2. The Sponsor hereby assigns, transfers, conveys and sets over to the Trust the sum of $10. The Trustee hereby acknowledges receipt of such amount from the Sponsor, which amount shall constitute the initial trust estate. The Trustee hereby declares that it will hold the trust estate for the Sponsor. It is the intention of the parties hereto that the Trust created hereby constitute a business trust under Chapter 38 of Title 12 of the Delaware Code, 12 Del. C. §§ 3801 et seq. (the “Business Trust Act”), and that this document constitute the governing instrument of the Trust. The Trustee is hereby authorized and directed to execute and file a certificate of trust in the office of the Secretary of State of the State of Delaware in the form attached hereto. The Trust is hereby established by the Sponsor and the Trustee for the purposes of (i) issuing owner trust certificates (“Owner Trust Certificates”) representing undivided beneficial interests in the assets of the Trust in exchange for those certain 9½% Senior Secured Notes due 2004 (the “Secured Notes”) issued by the Sponsor; (ii) holding (a) those certain excess cash flow certificates and that certain net interest margin owner trust certificate irrevocably transferred from Delta Residual Holding Trust 2000-1 and Delta Residual Holding Trust 2000-2 (collectively, the “Residual Trusts”), (b) all cash and other property held by the Residual Holding Trusts at the time of the consummation of the exchange offer relating to the issuance of the Owner Trust Certificates, (c) that certain owner trust certificate representing ownership of Delta Non-Performing Loan Trust 2000-1, and (d) $15 million aggregate liquidation preference amount of newly issued shares of preferred stock of the Sponsor; and (iii) engaging in any other lawful business or activity that may be engaged in by a business trust formed under the Business Trust Act.

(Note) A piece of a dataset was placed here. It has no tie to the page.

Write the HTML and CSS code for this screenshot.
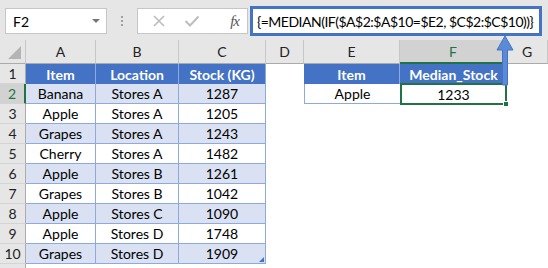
FILE: index.html
```html
<!DOCTYPE html>
<html>
<head>
<meta charset="utf-8">
<link rel="stylesheet" href="styles.css">
</head>
<body>
<div class="app">
  <div class="toolbar">
    <div class="namebox"><span>F2</span><span class="caret"></span></div>
    <div class="dots"><i></i><i></i><i></i></div>
    <div class="fxbox">
      <svg class="ic" width="14" height="14" viewBox="0 0 14 14"><path d="M2 2 L12 12 M12 2 L2 12" stroke="#bdbdbd" stroke-width="1.6" fill="none"/></svg>
      <svg class="ic" width="16" height="14" viewBox="0 0 16 14"><path d="M1.5 7 L6 11.5 L14.5 2.5" stroke="#bdbdbd" stroke-width="2" fill="none"/></svg>
      <span class="fx">fx</span>
    </div>
    <div class="formula">{=MEDIAN(IF($A$2:$A$10=$E2, $C$2:$C$10))}</div>
  </div>
  <div class="sheet">
    <div class="corner"><span class="tri"></span></div>
    <div class="ch">A</div><div class="ch">B</div><div class="ch">C</div><div class="ch">D</div><div class="ch">E</div><div class="ch sel">F</div><div class="ch">G</div>

    <div class="rh">1</div>
    <div class="th">Item</div><div class="th">Location</div><div class="th">Stock (KG)</div>
    <div class="c"></div><div class="th">Item</div><div class="th last">Median_Stock</div><div class="c"></div>

    <div class="rh sel">2</div>
    <div class="td band">Banana</div><div class="td band">Stores A</div><div class="td band">1287</div>
    <div class="c"></div><div class="td first">Apple</div><div class="td active">1233<span class="handle"></span></div><div class="c"></div>

    <div class="rh">3</div>
    <div class="td">Apple</div><div class="td">Stores A</div><div class="td">1205</div>
    <div class="c"></div><div class="c"></div><div class="c"></div><div class="c"></div>

    <div class="rh">4</div>
    <div class="td band">Grapes</div><div class="td band">Stores A</div><div class="td band">1243</div>
    <div class="c"></div><div class="c"></div><div class="c"></div><div class="c"></div>

    <div class="rh">5</div>
    <div class="td">Cherry</div><div class="td">Stores A</div><div class="td">1482</div>
    <div class="c"></div><div class="c"></div><div class="c"></div><div class="c"></div>

    <div class="rh">6</div>
    <div class="td band">Apple</div><div class="td band">Stores B</div><div class="td band">1261</div>
    <div class="c"></div><div class="c"></div><div class="c"></div><div class="c"></div>

    <div class="rh">7</div>
    <div class="td">Grapes</div><div class="td">Stores B</div><div class="td">1042</div>
    <div class="c"></div><div class="c"></div><div class="c"></div><div class="c"></div>

    <div class="rh">8</div>
    <div class="td band">Apple</div><div class="td band">Stores C</div><div class="td band">1090</div>
    <div class="c"></div><div class="c"></div><div class="c"></div><div class="c"></div>

    <div class="rh">9</div>
    <div class="td">Apple</div><div class="td">Stores D</div><div class="td">1748</div>
    <div class="c"></div><div class="c"></div><div class="c"></div><div class="c"></div>

    <div class="rh">10</div>
    <div class="td band">Grapes</div><div class="td band">Stores D</div><div class="td band end">1909<span class="tblhandle"></span></div>
    <div class="c"></div><div class="c"></div><div class="c"></div><div class="c"></div>

    <div class="rh"></div>
    <div class="c"></div><div class="c"></div><div class="c"></div><div class="c"></div><div class="c"></div><div class="c"></div><div class="c"></div>
  </div>
  <svg class="arrow" width="20" height="52" viewBox="0 0 20 52">
    <path d="M10 1 L18 15 L12.5 15 L12.5 50 L7.5 50 L7.5 15 L2 15 Z" fill="#5b8bd6" stroke="#4472c4" stroke-width="1"/>
  </svg>
</div>
</body>
</html>
```
FILE: styles.css
```css
* { box-sizing: border-box; }
html, body { margin: 0; padding: 0; background: #fff; }
body { font-family: Lato, "Liberation Sans", sans-serif; font-size: 14px; color: #000; }
.app { position: relative; width: 548px; height: 268px; overflow: hidden; }

.toolbar {
  height: 40px;
  background: #e6e6e6;
  display: flex;
  align-items: flex-start;
  padding: 8px 0 0 5px;
}
.namebox {
  width: 102px; height: 26px;
  background: #fff; border: 1px solid #c6c6c6;
  display: flex; align-items: center; justify-content: space-between;
  padding: 0 6px 0 7px;
  font-size: 14px;
}
.caret { width: 0; height: 0; border-left: 4px solid transparent; border-right: 4px solid transparent; border-top: 4px solid #777; }
.dots { width: 30px; height: 26px; display: flex; flex-direction: column; align-items: center; justify-content: center; gap: 2px; }
.dots i { display: block; width: 2px; height: 2px; background: #a0a0a0; }
.fxbox {
  width: 111px; height: 26px; background: #fff; border: 1px solid #c6c6c6;
  display: flex; align-items: center; padding: 0 8px 0 14px; gap: 0;
}
.fxbox .ic:first-child { margin-right: 18px; }
.fx { margin-left: auto; font-family: "Liberation Serif", serif; font-style: italic; font-size: 15px; color: #555; letter-spacing: -1px; }
.formula {
  margin-top: -2px; margin-left: 2px;
  width: 292px; height: 30px;
  background: #fff; border: 3px solid #4472c4;
  padding: 0 0 0 4px;
  display: flex; align-items: center;
  font-size: 14px; letter-spacing: -0.5px; white-space: nowrap;
}

.sheet {
  display: grid;
  grid-template-columns: 26px 70px 83px 87px 38px 96px 107px 41px;
  grid-template-rows: 24px repeat(11, 20px);
}
.corner { background: #e6e6e6; border-right: 1px solid #c8c8c8; border-bottom: 1px solid #ababab; position: relative; }
.tri { position: absolute; right: 4px; bottom: 4px; width: 0; height: 0; border-left: 13px solid transparent; border-bottom: 13px solid #b4b4b4; }
.ch {
  background: #e6e6e6; border-right: 1px solid #c8c8c8; border-bottom: 1px solid #ababab;
  display: flex; align-items: center; justify-content: center; font-size: 14px; color: #222;
}
.ch.sel { background: #d2d2d2; border-bottom: 2px solid #217346; color: #217346; }
.rh {
  background: #e6e6e6; border-right: 1px solid #ababab; border-bottom: 1px solid #d4d4d4;
  display: flex; align-items: center; justify-content: center; font-size: 14px; color: #222;
}
.rh.sel { background: #d2d2d2; border-right: 2px solid #217346; color: #217346; }
.c { background: #fff; }
.th {
  background: #4472c4; color: #fff; font-weight: bold;
  border-right: 1px solid #8ea9db;
  display: flex; align-items: center; justify-content: center;
}
.th.last { border-right: none; }
.td {
  background: #fff; border-right: 1px solid #8ea9db; border-bottom: 1px solid #8ea9db;
  display: flex; align-items: center; justify-content: center; position: relative;
}
.td.band { background: #d9e1f2; }
.td.first { border-left: 1px solid #8ea9db; border-right: none; }
.td.active { border: 2px solid #217346; margin: -1px 0 0 0; height: 22px; }
.handle { position: absolute; right: -4px; bottom: -4px; width: 6px; height: 6px; background: #217346; border: 1px solid #fff; }
.tblhandle { position: absolute; right: 1px; bottom: 1px; width: 0; height: 0; border-left: 5px solid transparent; border-bottom: 5px solid #4472c4; }

.arrow { position: absolute; left: 495px; top: 35px; }
```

3. Concurrent with the first issuance of any Owner Trust Certificates by the Trust, the Sponsor, the Trustee and certain other parties intend to enter into an amended and restated Trust Agreement, satisfactory to each such party and substantially in the form to be included as an exhibit to the 1933 Act Registration Statement referred to below at the time such registration statement becomes effective under the Securities Act of 1933, as amended (the “Securities Act”), to provide for the contemplated operation of the Trust created hereby and the issuance of the Owner Trust Certificates referred to therein. Prior to the execution and delivery of such amended and restated Trust Agreement, the Trustee shall not have any duty or obligation hereunder or with respect to the trust estate, except as otherwise required by applicable law or as may be necessary to obtain, prior to such execution and delivery, any licenses, consents or approvals required by applicable law or otherwise.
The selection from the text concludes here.